If you want to mature, you’re going to have to suffer.
Actually, that’s not quite right. You are going to suffer, that’s the nature of life under the sun. Some of that will be petty, some of it will be serious, and (heaven-forfend) some of it will be so psychologically scarring that you’ll be getting over it for a long time.
In of itself that won’t make you mature, but it will be the venue of your testing (1 Peter 4). It will give you the opportunity to endure and in so doing develop character (Romans 5). This is what we call maturity, a growing Christlikeness (2 Corinthians 3) and a growing wisdom (Luke 2) that happens through being broken like bread.
We have to learn to find God in his hiddenness, to encounter him in the pit of pain, to allow his rod and staff to guide us through the valley (Psalm 23), in order to grow up.

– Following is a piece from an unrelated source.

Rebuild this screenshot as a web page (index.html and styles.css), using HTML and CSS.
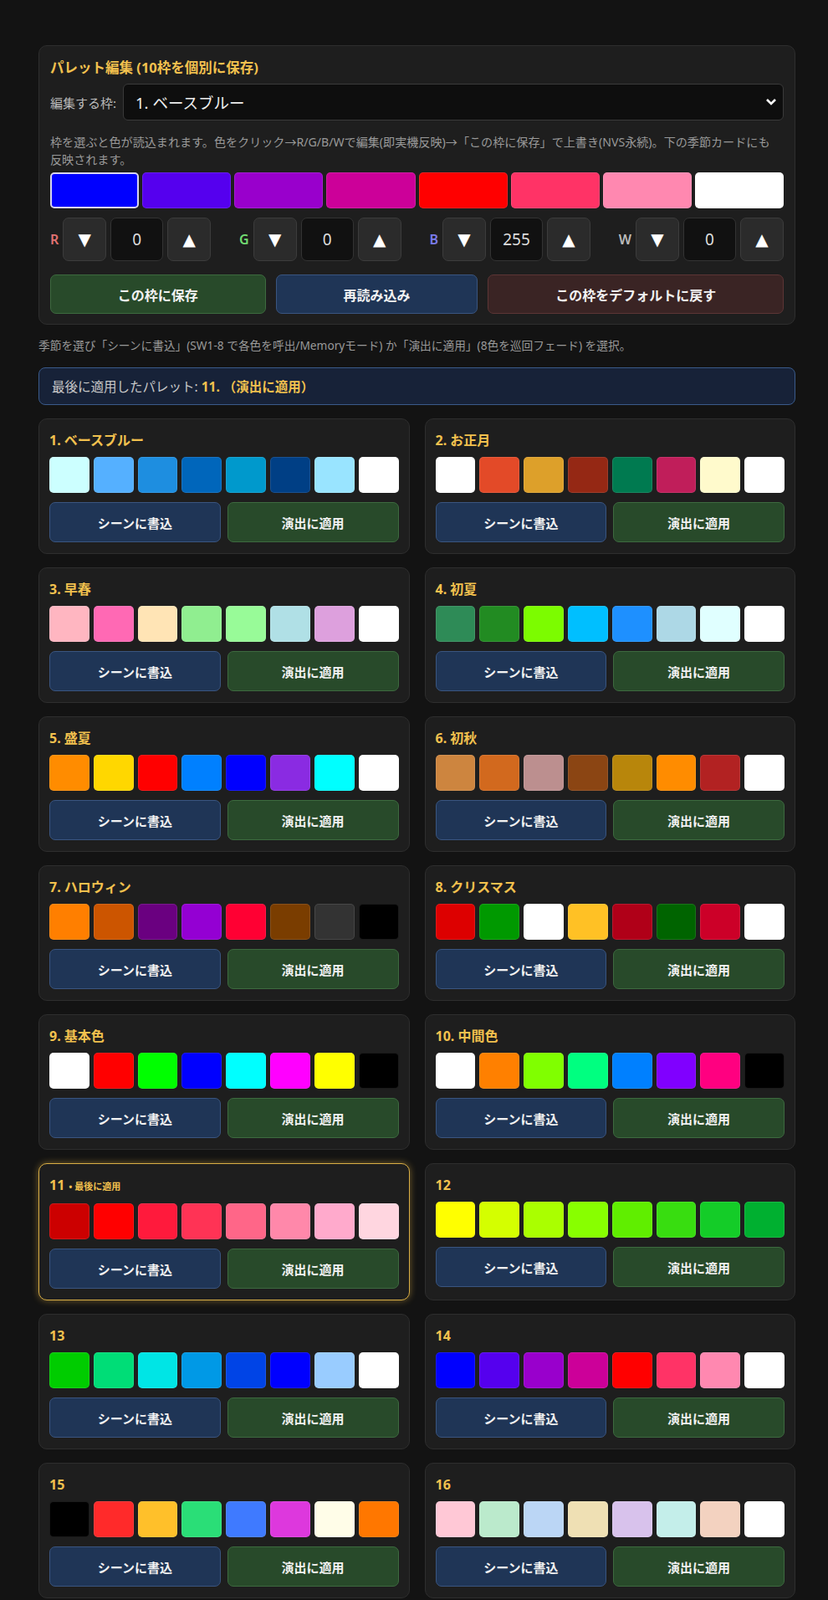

This is, I contend, what Jesus meant by Blessed are those who mourn, for they will be comforted, but that’s not what I want to address directly today.
Suffering is normal
This is not how the world was originally designed to be—though maturity through testing is how the world was meant to be, but Adam failed the kingly test that Jesus passed—and it is not how the world will one day be.
However, our cultures think suffering is to be avoided rather than learned from, and often act as though it’s a terrible and unexpected imposition on us. It would be good if someone warned us.
The Church doesn’t always do much better. Some treat suffering as a lack of faith (more common than we’d like to admit), others as a deeply confusing reality because we expected God to bless us transactionally, and others speak as though Christians in the West don’t suffer (I hear this a lot, and then people wonder what’s wrong with them when they do).
It is of course true that Western suffering is different, we are unlikely to die in famines, less likely to die in plagues, and face fewer natural disasters. The suffering of the average Christian is much more likely to be psychological, but if following Jesus isn’t costing you anything that we could group under the catch all category of ‘suffering’ then are you actually following him?